Jack of Many Trades

Everything Louder Than Everything Else

Originally posted: 2014-04-05

I always feel like I'm living with the volume turned up to 11. For me, being a monster is like speaking capslock as my native language. Everything is experienced immediately and intensely, in a way society tells me is "overboard." The details vary, as details pretty much always do, but the aspect of Buddhism that draws me in is the philosophy of experiencing each moment fully for what it is.

Whatever I am doing at any given moment, that is the thing I have fully committed myself to. If I'm on a mountain, I'm enjoying the hell out of that mountain right then, not worried about the next part of the trail or whatever pissed me off that morning.
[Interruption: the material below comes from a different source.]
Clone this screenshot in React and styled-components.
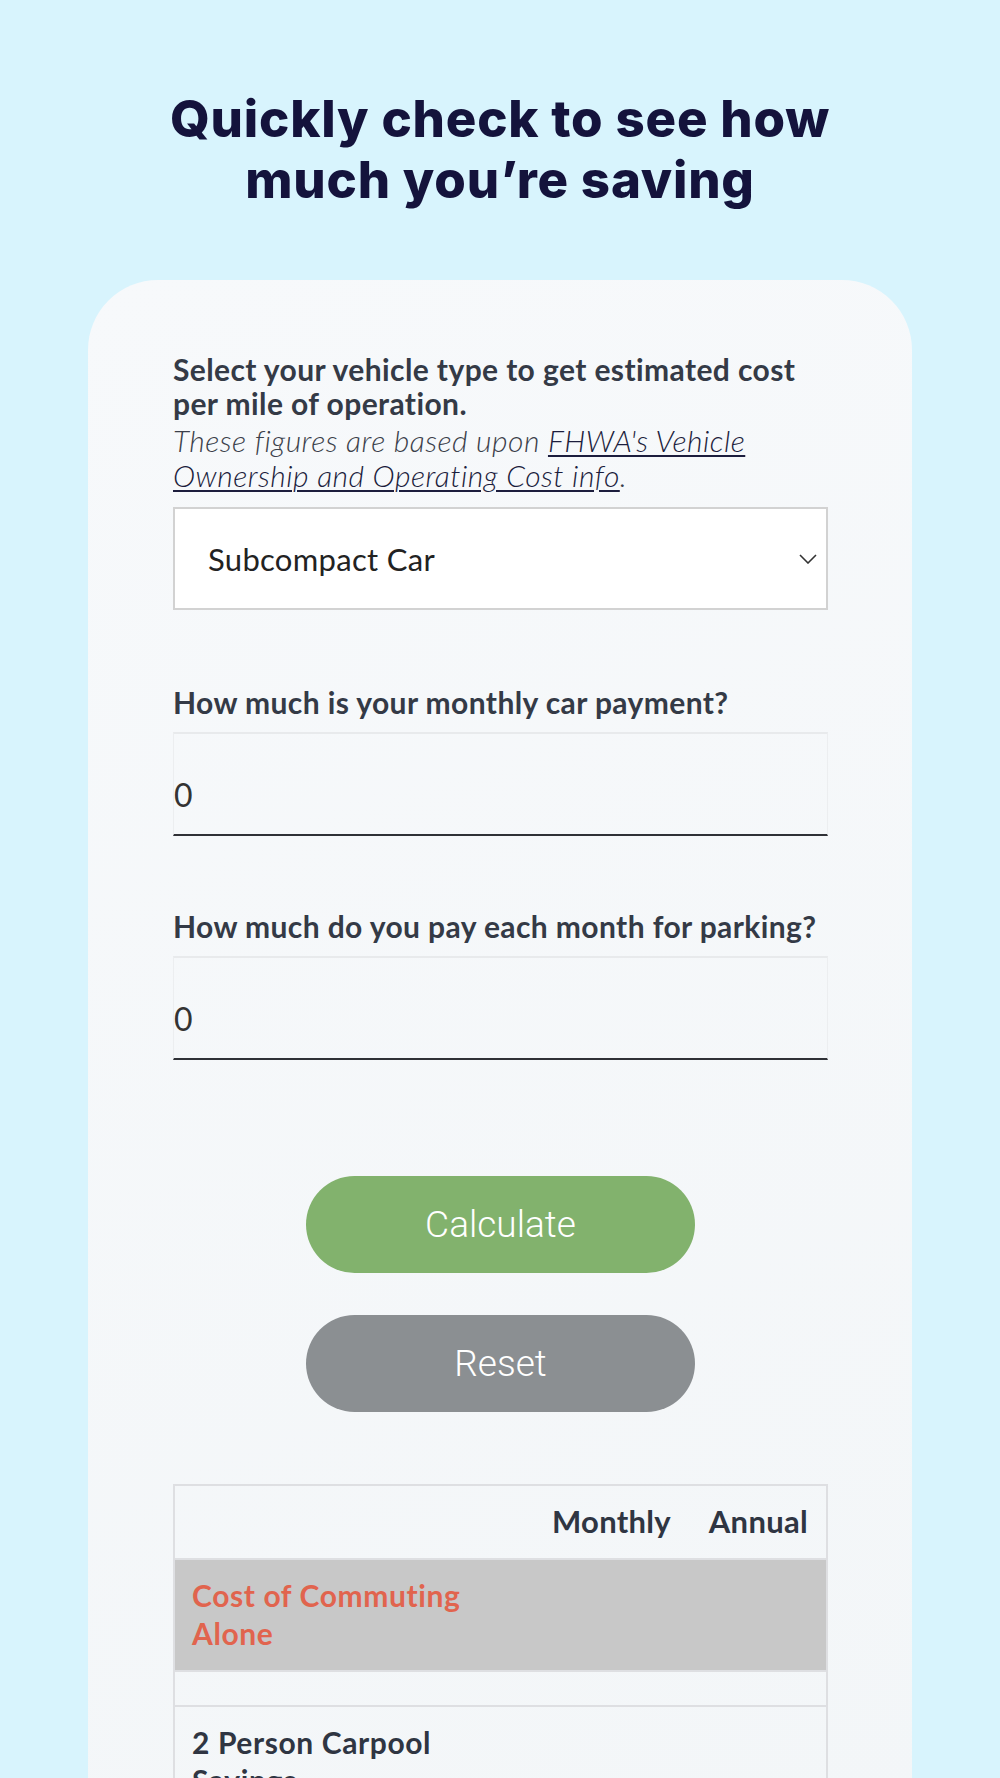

If I'm fucking, my partner knows exactly where my attention is at any given moment. If I'm working, the work is what matters and doing it right becomes important no matter how dull the job is. Telling me not to care is meaningless, and this can cause me a lot of stress at work. If I'm watching a movie, my emotions are fully consumed by the movie, regardless of how stupid I might look crying in Wreck It Ralph.

Being a wild thing means being in the moment, not in the past or the future. What matters is what I'm doing now, and whether I could be doing it even better than I already am. Whatever I'm feeling, I'm feeling it one hundred percent. (Even if that feeling is confusion, or even if I'm feeling two different things and I'm at 200%.) Every feeling is valid and important, it's just what you do with them that matters. Anger and joy are easy ones to picture, and while Americans are acculturated to cringe at expressions of both, we at least know what they look like. That's not the case with many emotions. Grief, for example, is felt keenly by monsters and most other creatures; I mourn loudly and messily, and I'm a sobbing mess when I get started. (Traditional Irish wakes as well as funerals with wailing and screaming mourners are both closer to honesty than the stoic, silent funeral that's so common.)

Fear is a feeling like any other, to be felt completely in the moment when it overwhelms you. The beautiful thing about really feeling all of your emotions is that you become aware of the fact that every mood changes and every feeling passes. That fear will pass, and be replaced by anger or relief or bravery; in the mean time, you can appreciate it for the survival instinct it is.

Because every feeling is valid, there are no guilty pleasures, just pleasures. If I like 80s power ballads, then I am going to turn that Journey album up to eleven and I don't care who hears me sing along. If I'm running, I'm doing it for the sheer joy of running, even if there's someplace I have to end up as well.

I can tell you without shame that I love bad movies, 80s rock, and cartoons as much as I love deconstructing mid-20th-century American poetry and traditional blacksmithing and opera. None of those is more valid than the other, and I sing along with La Donna Il Mobile and Don't Stop Believin' with equal passion. Shame makes no sense. If I like it, it's clearly worth liking. If you disagree, we can have a lively debate about it, or we can ignore ignore it in favor of things we agree on.

The American cultural ideal of the "polite fiction" is ridiculous. Most monsters will take you at your word; this is why honesty is so important in fairy tales. If you're going to lie, lie big. Make it worth your while. But when in doubt, don't lie at all, especially not to yourself or the people you care about.

Yes, this ends badly sometimes. Freaking out when someone "moves your cheese" is frowned on in the workplace. We're expected to act like we're simply okay no matter how we really feel. Maybe some people can learn to tamp down their feelings like that, but I never really have. If I'm angry, or if I'm happy, you're going to know. (I've had bosses complain about my "oversharing" before, and I've worked on it, but it's still hard.)

There is also a tendency toward violent reactions that's not easy to understand if you're not from a culture that allows honest feelings to flourish. I don't punch people any more, but I am going to let you know what I think and I am going to call you on your bullshit if I think it's deserved. Otherwise it not only builds up inside you, but it can turn poisonous, leading you to undermine whatever compromise you reached.

Even my anxiety is something I live at full volume. I don't have any small, creeping fears. I have terrors, and I learn to live with them. I have my obsessive thoughts, and I think them loudly, and eventually I'm able to release them.

And that's the amazing thing about living a life where you aren't afraid to feel everything. Yes, it will hurt, and you will feel every inch of the pain. But the joy and the excitement and all the pleasures are that much sharper as well. When you know every feeling will pass, you learn to treasure all of them, even the anger and the pain and the grief, because you know you'll never feel precisely this same way again.

This is all I have. I intend to enjoy it.